Proxmox with Ceph: What the Same Hardware Delivers

Running Proxmox VE 9 with Ceph on the same all-NVMe hardware, with a tuned network configuration including jumbo frames, BBR congestion control, and a lossless fabric treatment using PFC on priority 3 with DSCP 26 marking via nftables:

Azure Local

Strong storage performance
Single control plane VM
Update failures unrecoverable
No drive performance monitoring
WAC perpetually in preview
Arc dependency for everything

Proxmox + Ceph

Strong storage performance
Fully distributed management
Rolling upgrades, zero downtime
Continuous OSD perf telemetry
Stable, visible management plane
No external dependencies

Azure Local’s storage performance was strong, as expected from SMB Direct over actual RDMA. Ceph’s RDMA messenger was experimental and has been effectively abandoned upstream. The performance gap between the two is real, and what can be done on the Ceph side is maximizing what TCP delivers, which is what the network tuning achieves.

The roughly 20% improvement from vanilla Ceph to the tuned configuration comes primarily from the lossless fabric treatment during saturation workloads. On all-NVMe OSDs, replication traffic during heavy rebalancing can genuinely approach link saturation on 100G LACP bonds. PFC preventing drops and ECN signalling early congestion translates into measurable throughput during those events, and into more consistent VM latency during recovery operations. In day-to-day operation the difference is not visible. The machinery sits idle waiting for congestion that does not occur. During rebalancing after an OSD failure, it earns its place.

On Zero-Downtime Upgrades

I have upgraded production clusters across two major versions of Proxmox VE, rolling, one node at a time, with live migration handling VM continuity during each node’s maintenance window. The observable impact on running VMs is a brief pause during live migration, typically under a second. This includes clusters where the VPN appliance providing remote access was itself a VM on the cluster being upgraded, with no secondary access path available if something went wrong.

The upgrade process across PVE 7 to PVE 9 with Ceph running throughout has never produced a failure requiring intervention beyond the documented upgrade steps. Hardware problems have occasionally introduced complications, but the software upgrade path itself has been reliable across every deployment that went through it.

This is not a claim that Proxmox is infallible.

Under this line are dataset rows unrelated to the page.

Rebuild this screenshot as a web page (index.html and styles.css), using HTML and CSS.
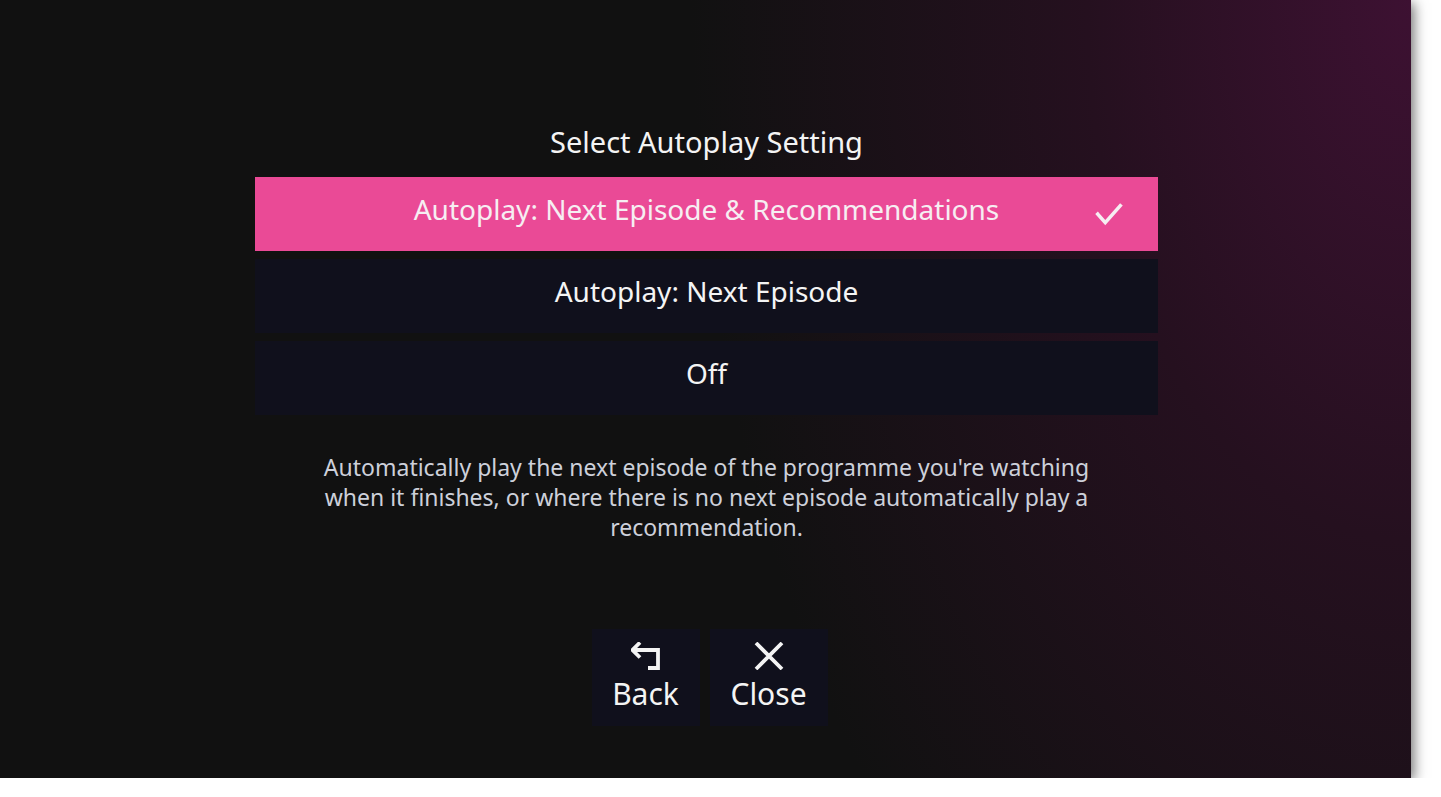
FILE: index.html
```html
<!DOCTYPE html>
<html lang="en">
<head>
<meta charset="utf-8">
<title>Autoplay Setting</title>
<link rel="stylesheet" href="styles.css">
</head>
<body>
<div class="screen">
  <main class="dialog">
    <h1 class="dialog-title">Select Autoplay Setting</h1>
    <ul class="options">
      <li class="option option-selected">
        <span class="option-label">Autoplay: Next Episode &amp; Recommendations</span>
        <svg class="option-check" viewBox="0 0 32 32" aria-hidden="true">
          <path d="M4 14 L12 23 L28 5" fill="none" stroke="currentColor" stroke-width="3.8" stroke-linecap="square"/>
        </svg>
      </li>
      <li class="option"><span class="option-label">Autoplay: Next Episode</span></li>
      <li class="option"><span class="option-label">Off</span></li>
    </ul>
    <p class="description">Automatically play the next episode of the programme you're watching when it finishes, or where there is no next episode automatically play a recommendation.</p>
    <div class="actions">
      <button class="action action-back">
        <svg class="action-icon" viewBox="0 0 30 28" aria-hidden="true">
          <path d="M9 0.5 L1.5 8 L9 15.5 M1.5 8 H27 V26 H17" fill="none" stroke="currentColor" stroke-width="3.8" stroke-linejoin="miter"/>
        </svg>
        <span>Back</span>
      </button>
      <button class="action action-close">
        <svg class="action-icon" viewBox="0 0 30 28" aria-hidden="true">
          <path d="M2 1 L28 27 M28 1 L2 27" fill="none" stroke="currentColor" stroke-width="3.8"/>
        </svg>
        <span>Close</span>
      </button>
    </div>
  </main>
</div>
</body>
</html>
```

FILE: styles.css
```css
html, body {
  margin: 0;
  padding: 0;
  background: #ffffff;
}

body {
  font-family: "Noto Sans", "Open Sans", sans-serif;
  color: #f4f4f4;
}

.screen {
  width: 1411px;
  height: 778px;
  box-sizing: border-box;
  padding-left: 2px;
  background: radial-gradient(ellipse 720px 1200px at 100% 0%, #3d1132 0%, #25101f 45%, #111111 100%);
  background-color: #111111;
  box-shadow: 3px 3px 12px rgba(0, 0, 0, 0.55);
  display: flex;
  justify-content: center;
}

.dialog {
  width: 903px;
  padding-top: 122px;
  display: flex;
  flex-direction: column;
  align-items: center;
}

.dialog-title {
  margin: 0 0 15px;
  font-size: 29px;
  font-weight: 400;
  line-height: 40px;
  text-align: center;
}

.options {
  list-style: none;
  margin: 0;
  padding: 0;
  width: 100%;
  display: flex;
  flex-direction: column;
  gap: 8px;
}

.option {
  height: 74px;
  background: #10101c;
  display: flex;
  align-items: center;
  justify-content: center;
  position: relative;
  font-size: 28px;
  line-height: 40px;
}

.option-label {
  margin-top: -11px;
}

.option-selected {
  background: #ea4a96;
  color: #f6eef2;
}

.option-check {
  position: absolute;
  right: 34px;
  top: 24px;
  width: 30px;
  height: 30px;
  color: #f6eef2;
}

.description {
  margin: 37px 0 0;
  width: 780px;
  font-size: 23px;
  line-height: 30px;
  color: #cdd0da;
  text-align: center;
}

.actions {
  margin-top: 87px;
  margin-left: 6px;
  display: flex;
  gap: 10px;
}

.action {
  font-family: inherit;
  border: 0;
  background: #10101c;
  color: #f4f4f4;
  height: 97px;
  padding: 13px 0 0;
  display: flex;
  flex-direction: column;
  align-items: center;
  font-size: 30px;
  line-height: 36px;
}

.action-back {
  width: 108px;
}

.action-close {
  width: 118px;
}

.action-icon {
  width: 30px;
  height: 28px;
  margin-bottom: 6px;
}
```
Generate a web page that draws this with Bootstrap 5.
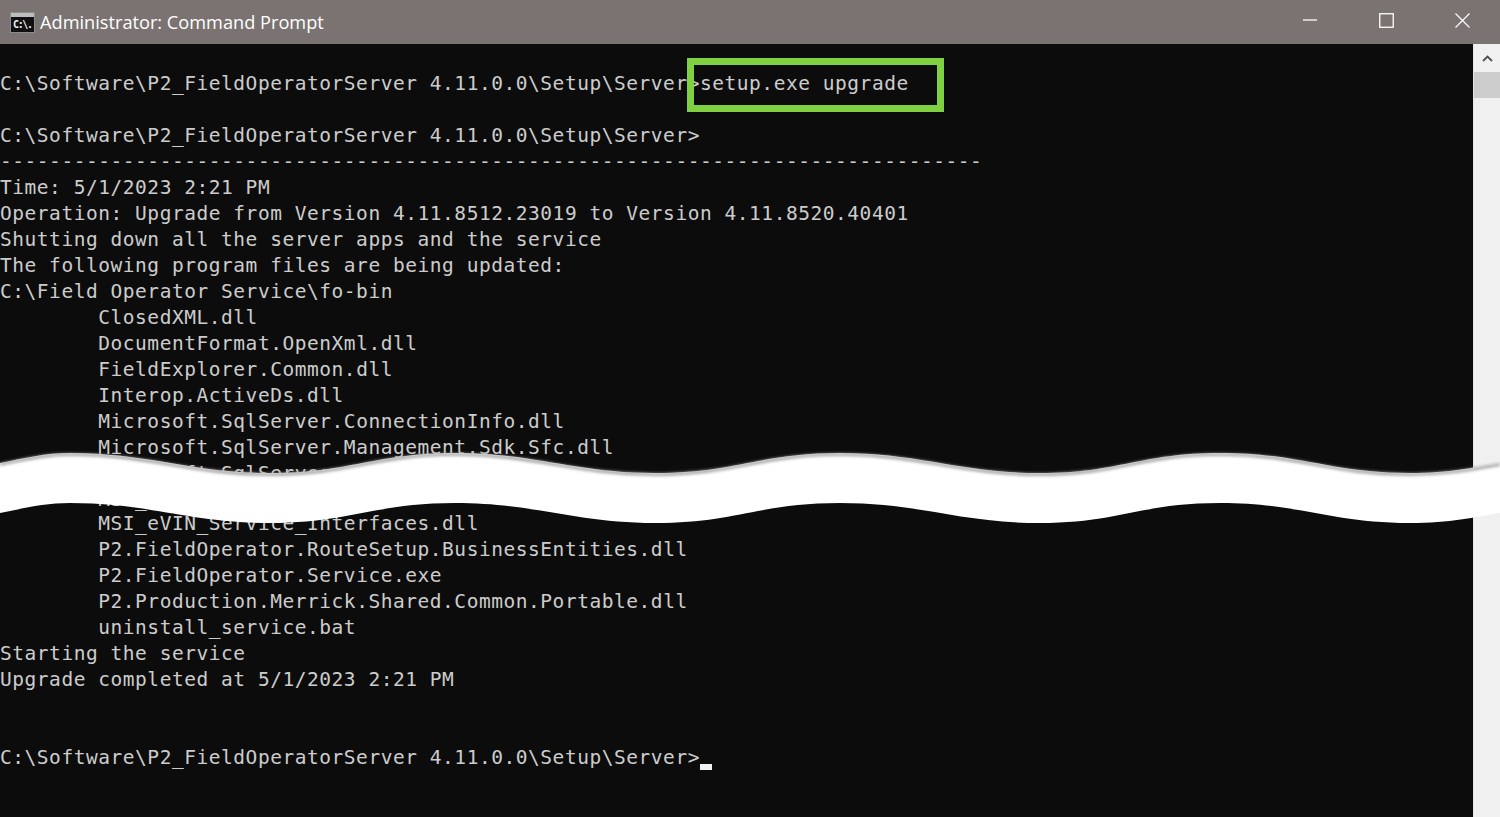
<!DOCTYPE html>
<html lang="en">
<head>
<meta charset="utf-8">
<title>Administrator: Command Prompt</title>
<link href="https://cdn.jsdelivr.net/npm/bootstrap@5.3.0/dist/css/bootstrap.min.css" rel="stylesheet">
<style>
html,body{height:100%;margin:0;background:#0c0c0c;overflow:hidden}
.cmd-window{width:1500px;height:817px}
.cmd-titlebar{height:44px;background:#7a7372;color:#fff;font-family:"Open Sans","Noto Sans",sans-serif;font-size:18.2px;line-height:44px}
.cmd-appicon{width:25px;height:21px;margin:0 5px 0 10px;display:block}
.cmd-ctl-box{width:76px;height:40px}
.cmd-main{height:773px;background:#0c0c0c}
.cmd-body{padding-top:1px}
.cmd-text{margin:0;padding:0;overflow:hidden;background:transparent;color:#cccccc;font-family:"DejaVu Sans Mono","Liberation Mono",monospace;font-size:19.5px;letter-spacing:.54px;line-height:26px;tab-size:8;white-space:pre}
.cmd-lower{margin-top:-2px}
.cmd-cursor{display:inline-block;width:12px;height:6px;background:#f2f2f2;vertical-align:-6px}
.cmd-scroll{width:27px;background:#f0f0f0;border-left:1px solid #e4e4e4}
.cmd-arrow{height:28px}
.cmd-thumb{height:26px;background:#cdcdcd}
.cmd-callout{position:absolute;left:687px;top:58px;width:257px;height:54px;border:7px solid #7fd141}
.cmd-tear{position:absolute;left:0;top:440px;width:1500px;height:100px}
</style>
</head>
<body>
<div class="cmd-window position-relative d-flex flex-column">
  <div class="cmd-titlebar d-flex align-items-center flex-shrink-0">
    <svg class="cmd-appicon" viewBox="0 0 25 21" aria-hidden="true">
      <rect x="0.5" y="0.5" width="24" height="20" fill="#111" stroke="#8c8c8c"/>
      <rect x="1" y="1" width="23" height="4" fill="#bdbdbd"/>
      <text x="3" y="16" fill="#f0f0f0" font-family="DejaVu Sans Mono" font-weight="bold" font-size="10" textLength="20">C:\.</text>
    </svg>
    <span class="flex-grow-1">Administrator: Command Prompt</span>
    <div class="d-flex align-self-start">
      <div class="cmd-ctl-box d-flex align-items-center justify-content-center"><svg width="14" height="14" viewBox="0 0 14 14"><path d="M0 7H14" stroke="#fff" stroke-width="1.3"/></svg></div>
      <div class="cmd-ctl-box d-flex align-items-center justify-content-center"><svg width="15" height="15" viewBox="0 0 15 15"><rect x=".75" y=".75" width="13.5" height="13.5" fill="none" stroke="#fff" stroke-width="1.3"/></svg></div>
      <div class="cmd-ctl-box d-flex align-items-center justify-content-center"><svg width="15" height="15" viewBox="0 0 15 15"><path d="M.5 .5L14.5 14.5M14.5 .5L.5 14.5" stroke="#fff" stroke-width="1.2"/></svg></div>
    </div>
  </div>
  <div class="cmd-main d-flex flex-grow-1">
    <div class="cmd-body flex-grow-1 overflow-hidden">
<pre class="cmd-text">

C:\Software\P2_FieldOperatorServer 4.11.0.0\Setup\Server&gt;setup.exe upgrade

C:\Software\P2_FieldOperatorServer 4.11.0.0\Setup\Server&gt;
--------------------------------------------------------------------------------
Time: 5/1/2023 2:21 PM
Operation: Upgrade from Version 4.11.8512.23019 to Version 4.11.8520.40401
Shutting down all the server apps and the service
The following program files are being updated:
C:\Field Operator Service\fo-bin
	ClosedXML.dll
	DocumentFormat.OpenXml.dll
	FieldExplorer.Common.dll
	Interop.ActiveDs.dll
	Microsoft.SqlServer.ConnectionInfo.dll
	Microsoft.SqlServer.Management.Sdk.Sfc.dll
	Microsoft.SqlServer.Smo.dll
	MSI_eVIN.Common.dll</pre>
<pre class="cmd-text cmd-lower">	MSI_eVIN_Service_Interfaces.dll
	P2.FieldOperator.RouteSetup.BusinessEntities.dll
	P2.FieldOperator.Service.exe
	P2.Production.Merrick.Shared.Common.Portable.dll
	uninstall_service.bat
Starting the service
Upgrade completed at 5/1/2023 2:21 PM


C:\Software\P2_FieldOperatorServer 4.11.0.0\Setup\Server&gt;<span class="cmd-cursor"></span></pre>
    </div>
    <div class="cmd-scroll flex-shrink-0 d-flex flex-column">
      <div class="cmd-arrow d-flex align-items-center justify-content-center"><svg width="11" height="7" viewBox="0 0 11 7"><path d="M1 6L5.5 1.5L10 6" fill="none" stroke="#505050" stroke-width="1.8"/></svg></div>
      <div class="cmd-thumb"></div>
    </div>
  </div>
  <div class="cmd-callout"></div>
  <svg class="cmd-tear" viewBox="0 440 1500 100" aria-hidden="true">
    <defs><filter id="tearblur" x="-2%" y="-50%" width="104%" height="200%"><feGaussianBlur stdDeviation="1.4"/></filter></defs>
    <path fill="#fff" d="M0 463C25 458 45 453 70 453C150 453 190 473 270 473C350 473 375 453 455 453C535 453 575 473 655 473C735 473 760 453 840 453C920 453 960 473 1040 473C1120 473 1140 453 1220 453C1300 453 1330 473 1410 473C1450 473 1475 467 1500 463V513C1475 517 1450 523 1410 523C1330 523 1300 503 1220 503C1140 503 1120 523 1040 523C960 523 920 503 840 503C760 503 735 523 655 523C575 523 535 503 455 503C375 503 350 523 270 523C190 523 150 503 70 503C45 503 25 508 0 513Z"/>
    <path fill="none" stroke="#9a9a9a" stroke-width="2.6" filter="url(#tearblur)" d="M0 464.5C25 459.5 45 454.5 70 454.5C150 454.5 190 474.5 270 474.5C350 474.5 375 454.5 455 454.5C535 454.5 575 474.5 655 474.5C735 474.5 760 454.5 840 454.5C920 454.5 960 474.5 1040 474.5C1120 474.5 1140 454.5 1220 454.5C1300 454.5 1330 474.5 1410 474.5C1450 474.5 1475 468.5 1500 464.5"/>
  </svg>
</div>
<script src="https://cdn.jsdelivr.net/npm/bootstrap@5.3.0/dist/js/bootstrap.bundle.min.js"></script>
</body>
</html>
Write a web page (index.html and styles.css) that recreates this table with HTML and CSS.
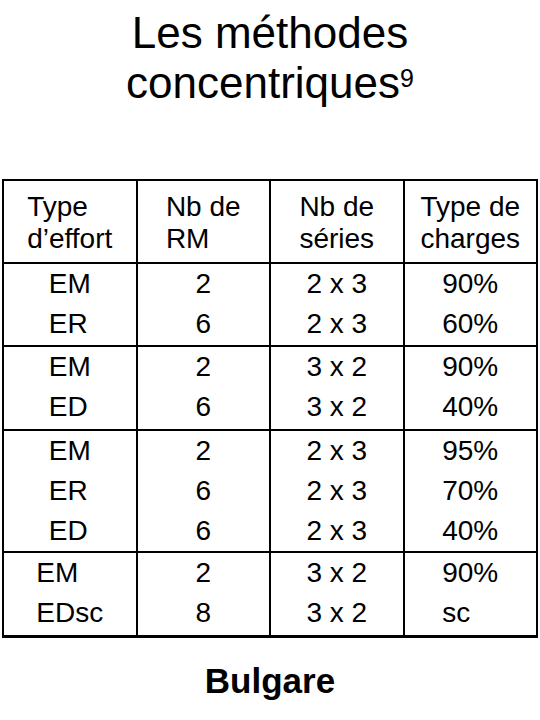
FILE: index.html
```html
<!DOCTYPE html>
<html lang="fr">
<head>
<meta charset="utf-8">
<title>Les méthodes concentriques</title>
<link rel="stylesheet" href="styles.css">
</head>
<body>
<h1 class="title">Les méthodes<br>concentriques<sup class="note">9</sup></h1>
<table class="grid">
  <thead>
    <tr class="head">
      <th><div class="box"><div>Type</div><div>d’effort</div></div></th>
      <th><div class="box"><div>Nb de</div><div>RM</div></div></th>
      <th><div class="box"><div>Nb de</div><div>séries</div></div></th>
      <th><div class="box"><div>Type de</div><div>charges</div></div></th>
    </tr>
  </thead>
  <tbody>
    <tr class="g g1">
      <td><div class="box"><div>EM</div><div>ER</div></div></td>
      <td><div class="box"><div>2</div><div>6</div></div></td>
      <td><div class="box"><div>2 x 3</div><div>2 x 3</div></div></td>
      <td><div class="box"><div>90%</div><div>60%</div></div></td>
    </tr>
    <tr class="g g2">
      <td><div class="box"><div>EM</div><div>ED</div></div></td>
      <td><div class="box"><div>2</div><div>6</div></div></td>
      <td><div class="box"><div>3 x 2</div><div>3 x 2</div></div></td>
      <td><div class="box"><div>90%</div><div>40%</div></div></td>
    </tr>
    <tr class="g g3">
      <td><div class="box"><div>EM</div><div>ER</div><div>ED</div></div></td>
      <td><div class="box"><div>2</div><div>6</div><div>6</div></div></td>
      <td><div class="box"><div>2 x 3</div><div>2 x 3</div><div>2 x 3</div></div></td>
      <td><div class="box"><div>95%</div><div>70%</div><div>40%</div></div></td>
    </tr>
    <tr class="g g4 last">
      <td><div class="box"><div>EM</div><div>EDsc</div></div></td>
      <td><div class="box"><div>2</div><div>8</div></div></td>
      <td><div class="box"><div>3 x 2</div><div>3 x 2</div></div></td>
      <td><div class="box"><div>90%</div><div>sc</div></div></td>
    </tr>
  </tbody>
</table>
<p class="caption">Bulgare</p>
</body>
</html>
```

FILE: styles.css
```css
html, body {
  margin: 0;
  padding: 0;
  background: #ffffff;
  color: #000000;
  font-family: "Liberation Sans", Arial, sans-serif;
}

.title {
  margin: 0;
  padding-top: 8px;
  font-size: 44px;
  line-height: 50px;
  font-weight: normal;
  text-align: center;
}

.note {
  font-size: 25px;
  line-height: 0;
  vertical-align: 11px;
}

.grid {
  margin: 71px 0 0 2px;
  width: 536px;
  table-layout: fixed;
  border-collapse: separate;
  border-spacing: 0;
  border-top: 2px solid #000;
  border-left: 2px solid #000;
  font-size: 28px;
}

.grid th,
.grid td {
  padding: 0;
  border-right: 2px solid #000;
  border-bottom: 2px solid #000;
  text-align: center;
  vertical-align: top;
  font-weight: normal;
}

.box {
  display: inline-block;
  text-align: left;
}

.head th {
  height: 83px;
  box-sizing: border-box;
  padding-top: 10px;
  line-height: 32px;
}

.g td {
  line-height: 40px;
}

.g1 td {
  height: 83px;
  box-sizing: border-box;
}

.g2 td {
  height: 84px;
  box-sizing: border-box;
}

.g3 td {
  height: 122px;
  box-sizing: border-box;
}

.g4 td {
  height: 85px;
  box-sizing: border-box;
  border-bottom-width: 3px;
}

.caption {
  margin: 23px 0 0;
  font-size: 35px;
  line-height: 40px;
  font-weight: bold;
  text-align: center;
}
```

It is a statement about the upgrade reliability of a platform I have run for over 15 years across multiple client environments, compared directly with a platform where upgrades on certified hardware with Microsoft engineering support consistently ended in redeploy.

Conclusions

Azure Local is not a bad product because of hype or tribal preference against Microsoft. It is a product with real architectural problems: a single-VM control plane that becomes an unrecoverable failure point, an update pipeline that cannot reliably complete on its own validated hardware, a monitoring stack that cannot detect drive performance degradation, and a management surface that has been in preview for years.

S2D as a storage architecture is genuinely capable. The RDMA performance advantage is real and the gap between it and Ceph on TCP is not trivial. If you can tolerate the operational model and the update risk, and if the performance ceiling justifies it, there are environments where it makes sense. Mine was not one of them after two years of evidence.

The performance delta I accepted when moving to Ceph is the right trade for a platform where I can detect degraded drives in seconds, upgrade without downtime, recover from any failure state without a vendor call, and operate with full visibility into every layer of the system. Hardware failures are workdays. Management plane failures that require complete redeployment are not.

Proxmox with Ceph is not the performance ceiling. It is the operational ceiling, the point where the platform stops being the variable and hardware becomes the only thing you need to think about. For most infrastructure operators, that is the right place to be.

Written from over 15 years of Proxmox production experience and 2 years of Azure Local production evaluation. Hardware: all-NVMe nodes, Mellanox ConnectX-6 DX NICs, Mellanox switches in CLAG. Network configuration documented separately at GitHub.